Why It Works
- Fully hydrating the flour with an autolyse substantially improves gluten formation and development in 100% whole wheat bread.
- A food processor makes short work of the stiff dough, creating intense gluten development in just 75 seconds.
- Brown sugar adds flavor and complexity with minimal sweetness.
With a little patience and the help of a food processor, it's possible for 100 percent whole wheat bread to bake up as fluffy, light, and chewy as a classic white loaf, but with all the nuttiness, flavor, and virtue of whole grains. The key is patience and power, with an autolyse to hydrate the flour before kneading in a food processor. This powerful tool makes short work of the dough, allowing for rapid and intensive gluten development in 75 seconds flat.
- 15 ounces whole wheat flour, such as Bob's Red Mill (about 3 1/3 cups, spooned; 425g), plus more for dusting
- 11 1/4 ounces cool water, about 65°F/18°C (about 1 1/2 cups minus 4 1/2 teaspoons; 320g)
- 1 3/4 ounces dark or light brown sugar (about a shy 1/4 cup; 50g)
- 3/8 ounce (2 3/4 teaspoons; 11g) Diamond Crystal kosher salt; for table salt, use about half as much by volume or the same weight
- 1/4 ounces instant dry yeast, such as SAF (1 packet or 2 rounded teaspoons; 7g); not RapidRise or active dry (more info here)

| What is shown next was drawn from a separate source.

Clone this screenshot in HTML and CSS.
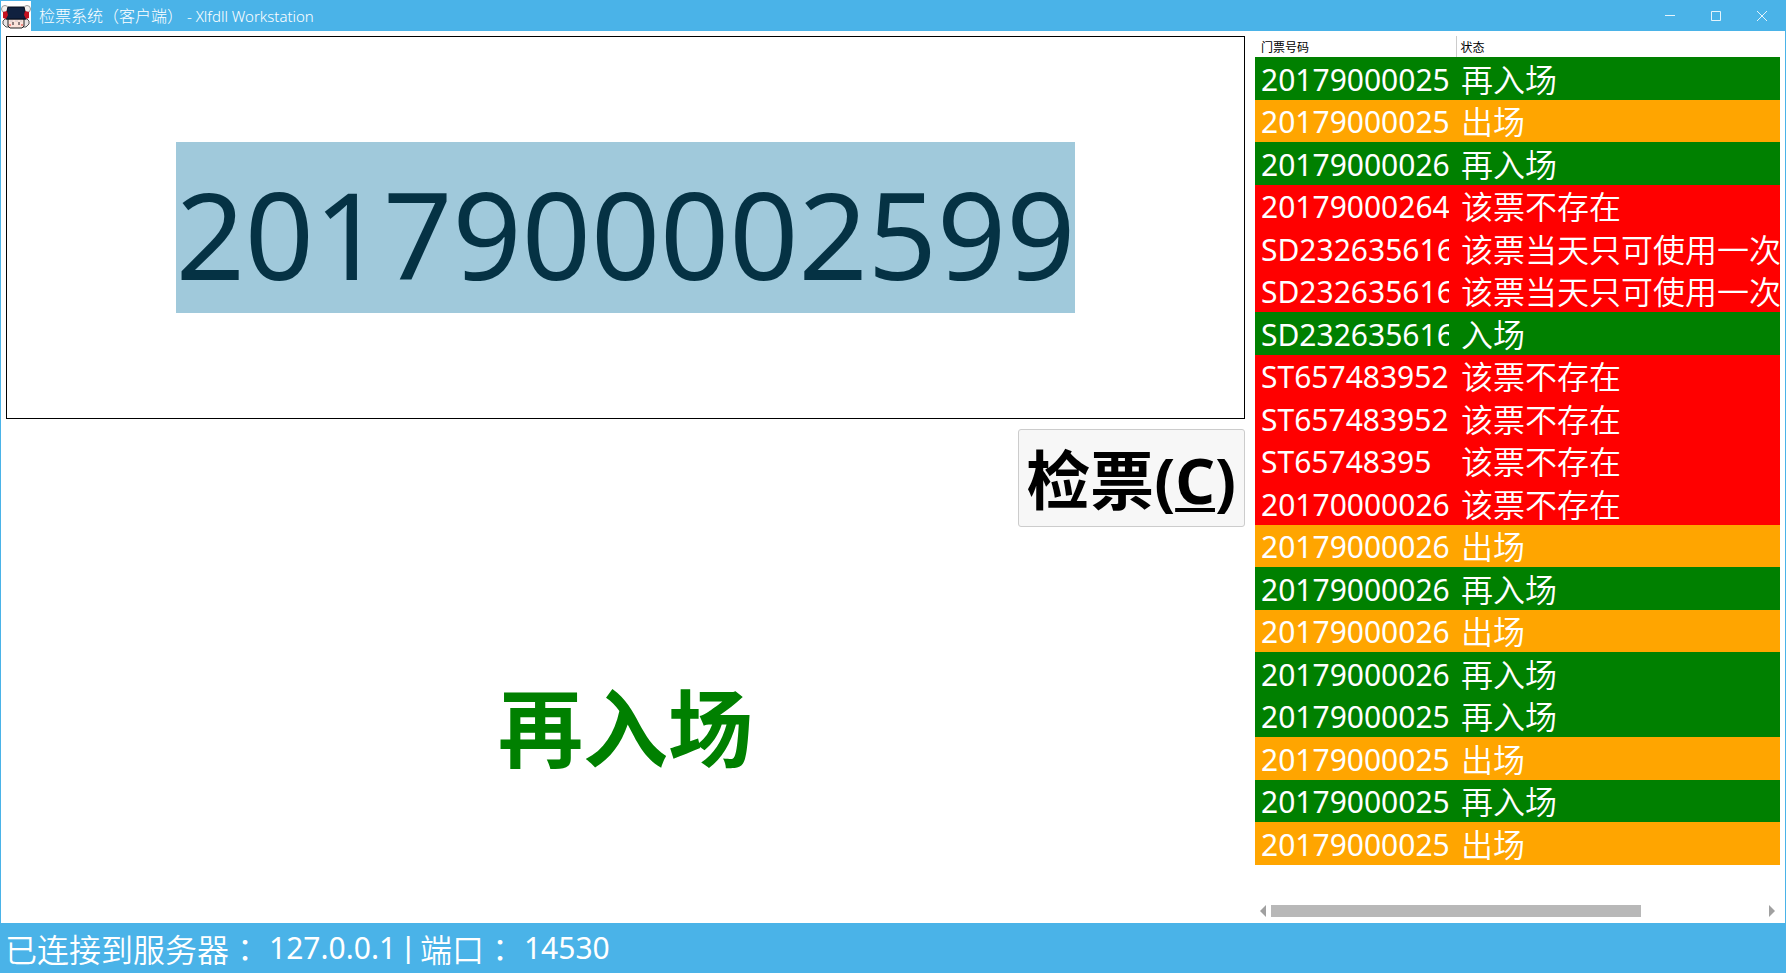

- 2 ounces cool water, about 65°F/18°C (about 1/4 cup; 55g)
- 1 ounce neutral oil, such as safflower, or a nutty, flavorful oil, such as hazelnut or roasted pumpkin seed (about 2 heaping tablespoons; 28g)
For the Autolyse: In large bowl, combine whole wheat flour with first addition of water. Stir until water is absorbed; then knead briefly against the sides of the bowl until no floury bits remain. Cover and set aside for 2 hours 30 minutes to hydrate flour.
For the Dough: Transfer hydrated dough to a 14-cup food processor fitted with the regular metal blade (not the dough blade), along with brown sugar, salt, and instant dry yeast. Process until dough is silky smooth, and a small piece can be stretched into a thin sheet without tearing, about 75 seconds. The exact timing will vary with the power and capacity of a given machine. For smaller machines, the reduced capacity and power will necessitate dividing dough in half to process in stages.
Once gluten is well developed, drizzle in the remaining water and oil while the processor is running, and continue mixing only until smooth. At this stage, the dough will feel sticky, wet, and elastic.
First Rise: Transfer dough to large, lightly greased bowl (it's fine to reuse bowl from autolyse, no need to wash). Cover and proof until puffy, light, and roughly doubled in bulk, about 2 hours at 70°F (21°C). In a chilly kitchen, the dough will need more time to rise, and in a warmer kitchen, it will move faster.
Shaping the Loaf: Turn soft dough out onto clean surface lightly dusted with whole wheat flour. Pat dough into 7-inch square, and form into tight log, sealing dough together with heel of your hand. Nestle into lightly greased 1-pound loaf pan, seam side down; cover loosely as before.
Second Rise: Let dough proof until puffy, light, and risen about 2 1/2 inches above rim of pan at very center. To test dough, poke it gently with a flour-dusted fingertip; when dough is ready, it will retain a shallow impression that springs back after a minute. If dough is firm and springs back right away, continue proofing until dough retains a shallow impression. This will take about 75 minutes at around 70°F (21°C). Again, timing of the process will vary based on environmental conditions. Near the end of this period, adjust oven rack to lower-middle position and preheat oven to 350°F (177°C).
Baking the Loaf: After the second rise, uncover dough and bake until well risen, golden brown, and hollow sounding when thumped; about 45 minutes, or to an internal temperature of approximately 200°F (93°C). Immediately turn loaf out onto a wire rack, and cool completely before slicing, at least 90 minutes. Slice with a sharp serrated knife. The loaf will keep up to a week at room temperature in a bread box or paper bag.
Due to variations in flour type and milling style, when working with specialty wheat varietals and regional flours, be aware the recipe may require alterations in the hydration level for optimal performance.